TIA started in the late 90's [was Re: PART II: Oh, Freedom]

coderman coderman@gmail.com
Thu Oct 31 20:35:36 PDT 2013


On Thu, Oct 31, 2013 at 7:47 PM, coderman <coderman@gmail.com> wrote:
> ... One does not
> need access to classified documents to see—including in records we
> will be making public as part of our effort in "Snowden and the
> Future" over the next two weeks—how the military and strategic
> thinkers in the United States adapted to the end of the Cold War by
> planning pervasive surveillance of the world's societies.
>
> In the early 1990's, in documents that are in no way secret, the US
> strategic and military planners made clear in a range of fora—from the
> think tanks, the Pentagon, in research reports and conference
> proceedings—that they foresaw, as indeed we now observe, a world in
> which the United States had no significant state adversary, and would
> be instead engaged in a series of "asymmetric conflicts." That was the
> phrase, meaning "guerrilla wars."
>
> ... after the first World Trade Center bombing, after the
> Africa embassy bombings, after the Cole.
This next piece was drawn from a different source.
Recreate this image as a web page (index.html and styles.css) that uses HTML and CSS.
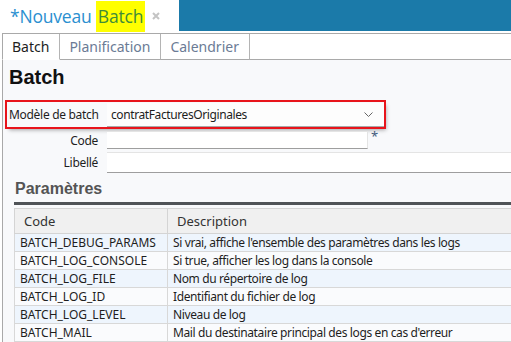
FILE: index.html
```html
<!DOCTYPE html>
<html lang="fr">
<head>
    <meta charset="UTF-8">
    <title>Nouveau Batch</title>
    <link rel="stylesheet" href="styles.css">
</head>
<body>
    <header class="title-bar">
        <div class="doc-tab">
            <span class="doc-title">*Nouveau <mark class="hl">Batch</mark></span>
            <svg class="doc-close" width="8" height="8" viewBox="0 0 8 8"><path d="M1 1 L7 7 M7 1 L1 7" stroke="#c4c4c4" stroke-width="2"/></svg>
        </div>
        <div class="title-fill"></div>
    </header>

    <nav class="tab-bar">
        <span class="tab active">Batch</span>
        <span class="tab">Planification</span>
        <span class="tab">Calendrier</span>
        <span class="tab-rest"></span>
    </nav>

    <main class="panel">
        <h1 class="panel-title">Batch</h1>

        <div class="field-row model-row">
            <label class="field-label">Modèle de batch</label>
            <div class="select">
                <span>contratFacturesOriginales</span>
                <svg class="chevron" width="9" height="5" viewBox="0 0 9 5"><path d="M0.5 0.5 L4.5 4.5 L8.5 0.5" fill="none" stroke="#666" stroke-width="1"/></svg>
            </div>
        </div>
        <div class="field-row">
            <label class="field-label">Code</label>
            <div class="code-wrap">
                <div class="input input-code"></div>
                <span class="required">*</span>
            </div>
        </div>
        <div class="field-row">
            <label class="field-label">Libellé</label>
            <div class="input input-wide"></div>
        </div>

        <section class="params">
            <h2 class="params-title">Paramètres</h2>
            <table class="params-table">
                <thead>
                    <tr><th class="col-code">Code</th><th>Description</th></tr>
                </thead>
                <tbody>
                    <tr><td>BATCH_DEBUG_PARAMS</td><td class="desc">Si vrai, affiche l'ensemble des paramètres dans les logs</td></tr>
                    <tr><td>BATCH_LOG_CONSOLE</td><td class="desc">Si true, afficher les log dans la console</td></tr>
                    <tr><td>BATCH_LOG_FILE</td><td class="desc">Nom du répertoire de log</td></tr>
                    <tr><td>BATCH_LOG_ID</td><td class="desc">Identifiant du fichier de log</td></tr>
                    <tr><td>BATCH_LOG_LEVEL</td><td class="desc">Niveau de log</td></tr>
                    <tr><td>BATCH_MAIL</td><td class="desc">Mail du destinataire principal des logs en cas d'erreur</td></tr>
                </tbody>
            </table>
        </section>
    </main>
</body>
</html>
```

FILE: styles.css
```css
html, body {
    margin: 0;
    height: 100%;
    overflow: hidden;
}

body {
    font-family: "Noto Sans", "Open Sans", sans-serif;
    font-size: 12px;
    color: #1e1e1e;
    background: #fff;
}

/* barre de titre */
.title-bar {
    display: flex;
    height: 31px;
}

.doc-tab {
    display: flex;
    align-items: center;
    width: 179px;
    padding-left: 10px;
    box-sizing: border-box;
}

.doc-title {
    font-family: "Open Sans", sans-serif;
    font-size: 17.5px;
    color: #2a8fd0;
    white-space: nowrap;
    letter-spacing: -0.2px;
}

.hl {
    background: #ffff00;
    color: #3f8c3a;
    padding: 3px 2px 4px;
}

.doc-close {
    margin-left: 7px;
}

.title-fill {
    flex: 1;
    background: #1b7aa9;
}

/* onglets */
.tab-bar {
    display: flex;
    margin-top: 2px;
    margin-left: 2px;
    border-top: 1px solid #a9a9a9;
    height: 26px;
}

.tab {
    display: flex;
    align-items: center;
    padding: 0 10px 0 9px;
    font-size: 14px;
    color: #6b7b95;
    border-right: 1px solid #b4b4b4;
    border-bottom: 1px solid #a9a9a9;
}

.tab:first-child {
    border-left: 1px solid #a9a9a9;
}

.tab.active {
    color: #1e1e1e;
    border-bottom-color: transparent;
}

.tab-rest {
    flex: 1;
    border-bottom: 1px solid #a9a9a9;
}

/* panneau */
.panel {
    margin-left: 2px;
    border-left: 1px solid #a9a9a9;
    background: #f8f9fb;
    padding: 4px 0 0 4px;
    height: 100%;
}

.panel-title {
    margin: 0 0 11px 2px;
    font-family: "Liberation Sans", Arial, sans-serif;
    font-size: 20px;
    font-weight: bold;
    line-height: 27px;
    color: #111;
}

.field-row {
    display: grid;
    grid-template-columns: 91px 1fr;
    column-gap: 9px;
    align-items: center;
}

.field-label {
    text-align: right;
    white-space: nowrap;
    letter-spacing: -0.3px;
}

.model-row {
    width: 377px;
    height: 25px;
    outline: 2px solid #e8141b;
    box-shadow: 2px 3px 4px rgba(0, 0, 0, 0.35);
    margin-bottom: 4px;
}

.model-row .field-label {
    text-align: left;
    padding-left: 2px;
}

.select {
    display: flex;
    align-items: center;
    justify-content: space-between;
    height: 24px;
    padding: 0 11px 0 4px;
    background: #fdfdfd;
    border-bottom: 1px solid #a9a9a9;
    box-sizing: border-box;
    letter-spacing: -0.4px;
}

.code-wrap {
    display: flex;
    align-items: flex-start;
}

.input {
    height: 18px;
    background: #fff;
    border-top: 1px solid #e4e4e4;
    border-bottom: 1px solid #9e9e9e;
    box-sizing: border-box;
}

.input-code {
    width: 261px;
    border-right: 1px solid #e4e4e4;
}

.required {
    margin-left: 3px;
    line-height: 10px;
    font-size: 13px;
    color: #3f5a7c;
}

.field-row + .field-row {
    margin-top: 3px;
}

.input-wide {
    height: 21px;
}

/* paramètres */
.params {
    margin: 5px 0 0 7px;
}

.params-title {
    margin: 0 0 3px;
    font-family: "Liberation Sans", Arial, sans-serif;
    font-size: 16px;
    font-weight: bold;
    line-height: 22px;
    color: #545454;
    padding: 0 0 2px 1px;
    border-bottom: 3px solid #4f5357;
}

.params-table {
    width: 530px;
    border-collapse: collapse;
    border: 1px solid #c4c4c4;
}

.params-table th {
    height: 25px;
    padding: 0 9px;
    text-align: left;
    font-weight: normal;
    font-size: 13px;
    color: #333;
    background: #f0f0f0;
    border: 1px solid #d4d4d4;
    box-sizing: border-box;
}

.params-table .col-code {
    width: 153px;
}

.params-table td {
    height: 18px;
    padding: 0 5px;
    border: 1px solid #d8d8d8;
    white-space: nowrap;
    line-height: 16px;
    box-sizing: border-box;
}

.params-table .desc {
    letter-spacing: -0.38px;
}

.params-table tbody tr:nth-child(odd) {
    background: #eef5fd;
}

.params-table tbody tr:nth-child(even) {
    background: #fafbfd;
}
```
The whole pervasive
> surveillance system, not just the Patriot Act but all the pieces that
> we now understand surrounded it in the secret world's understanding,
> were constantly advocated for at the end of the 20th century, and as
> constantly rebuffed.
>
> And then, as we saw last time, at the opening of the 21st century a US
> Administration which will go down in history infamous for its tendency
> to think last and shoot first bought—hook, line, and sinker—the entire
> "denying sanctuary," pervasive surveillance, "total information
> awareness" scheme. Within a very short time after January 2002, mostly
> in secret, they put it all together.


let me state this as plain as possible:

total informative awareness, as strategic and policy objective, began
years before 9/11.

the terrorist attacks merely provided cover for "the greater good" of
which those who promote it believe TIA to be.